Since making his return as national coach Marcello Lippi has been intent on injecting new blood into the Italy side, sidelining some famous names to give youth a chance. His adventurous policy of rejuvenation will be put to the test in the next few days, with the Azzurri taking on Montenegro in Podgorica on Saturday before facing off with Republic of Ireland, their fellow joint-leaders in Group 8, in Bari next Wednesday.
Lippi's squad for these crucial back-to-back encounters contains only eight of the 23-man pool that triumphed at Germany 2006, with in-form veterans Filippo Inzaghi and Alessandro Del Piero featuring among the high-profile absentees. "I want to bring young players into the team on a gradual basis," the former Juventus coach said recently, and not for the first time, in an effort to explain his selection policy.
And while the omission of Inzaghi and Del Piero has caused some surprise, perhaps Lippi's most controversial decision was to ignore the claims of the talented yet volatile Antonio Cassano, a player he also chose to overlook in 2006. "I only speak about players in the team and I don't have to justify my decisions," he commented in response to the debate surrounding the Sampdoria livewire. "I have my opinions and I don't have to explain them to anyone. And that's not because I'm arrogant either."
The new names on the Italian roll call are Salvatore Bocchetti, Marco Motta and Giampaolo Pazzini, while Lippi also sprang a surprise by recalling Matteo Brighi and Pasquale Foggia.
Some eyebrows were raised by the inclusion of Bocchetti, a 22-year-old central defender who has made only 25 Serie A appearances in total, 23 of them this season for Genoa. Given his flawless displays since joining AS Roma on loan a few weeks ago, Motta's call-up was less unexpected, while Pazzini has scored eight goals in eight matches since joining Sampdoria in February.
I only speak about players in the team and I don't have to justify my decisions. I have my opinions and I don't have to explain them to anyone,
Brighi's appearance on Lippi's list came as something of a shock. The-28 year-old, a tireless worker in the Roma midfield, earned his only international cap to date back in 2002, when he was named Player of the Year in Serie A. Fellow returnee Foggia, who has impressed in an attacking midfield role for Lazio, will be staking a claim for a place on the right flank and is determined to add to the single cap he collected two years ago.

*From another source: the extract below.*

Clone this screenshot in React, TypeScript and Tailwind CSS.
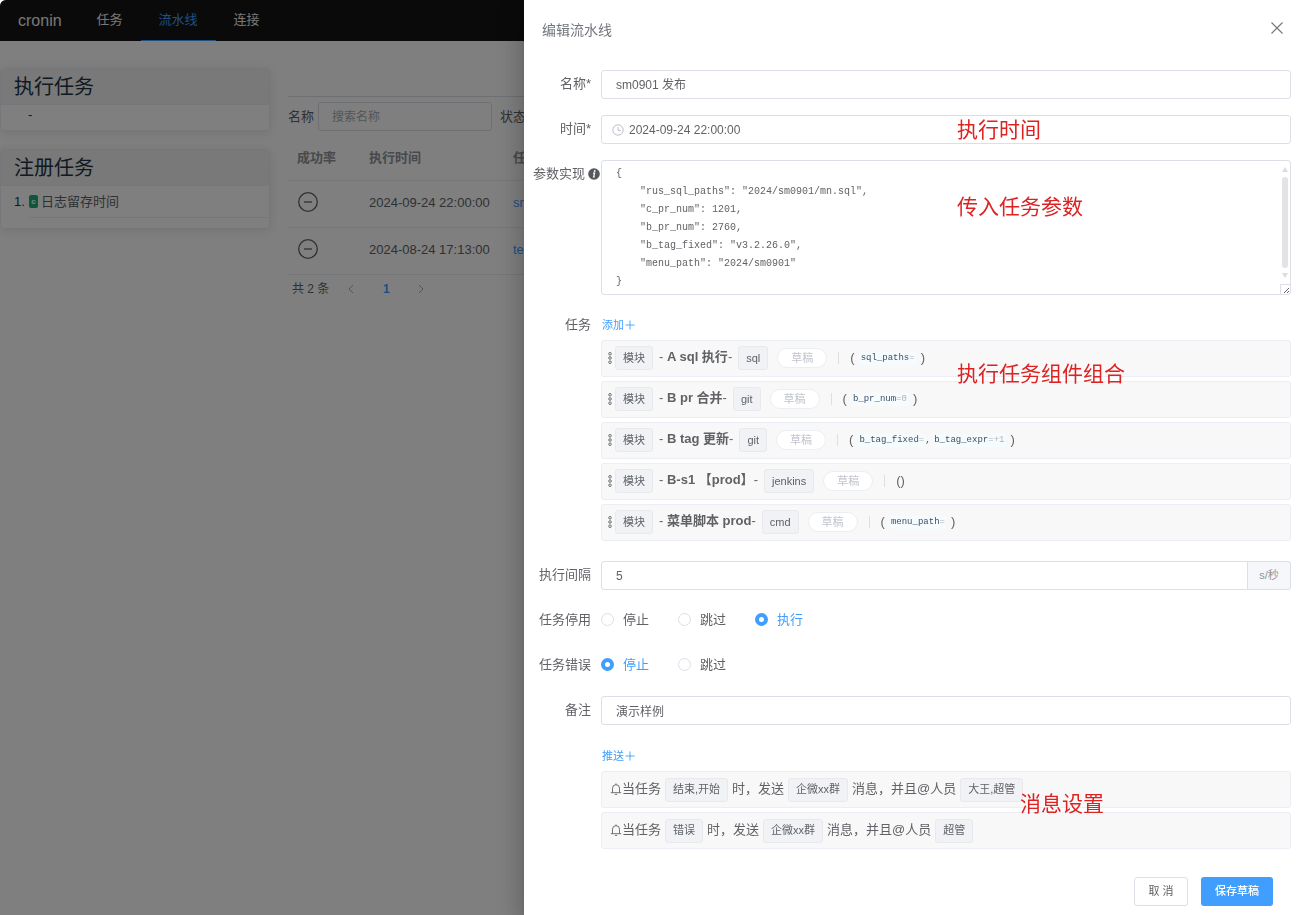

To an extent, Lippi's selection switches have been forced upon him, with the likes of Luca Toni, Alberto Gilardino, Gennaro Gattuso, Mauro Camoranesi, Simone Perrotta, Daniele Bonera, Nicola Legrottaglie and Alberto Aquilani all absent through injury.
Denied such experienced campaigners, the former Juventus coach has had to impress the importance of international duty upon his new recruits. "The true representative of a country's football is the national team, not the clubs," he said, underlining the message at the squad's first get-together by reminding them that "the important thing is to be part of the group, not whether you're going to play or not".
Lippi's biggest problem as he prepares for the double-header is moulding a midfield line-up to replace the absent quartet of Gattuso, Perrotta, Camoranesi and Aquilani. The yellow cards hanging over Andrea Pirlo, Daniele De Rossi, Giorgio Chiellini and Marco Amelia are another source of concern. Further cautions for any of those four in Podgorica will force them to miss the vital game with the Irish.
With the leading duo a full seven points clear of third-placed Bulgaria, next Wednesday's meeting in Bari is crucial to Italy's automatic qualification hopes. What is sure to make the occasion even more challenging for Lippi is the fact that few know the Nazionale better than Republic coach Giovanni Trapattoni, a predecessor of his in the national hotseat and a coach for whom Lippi has the utmost respect.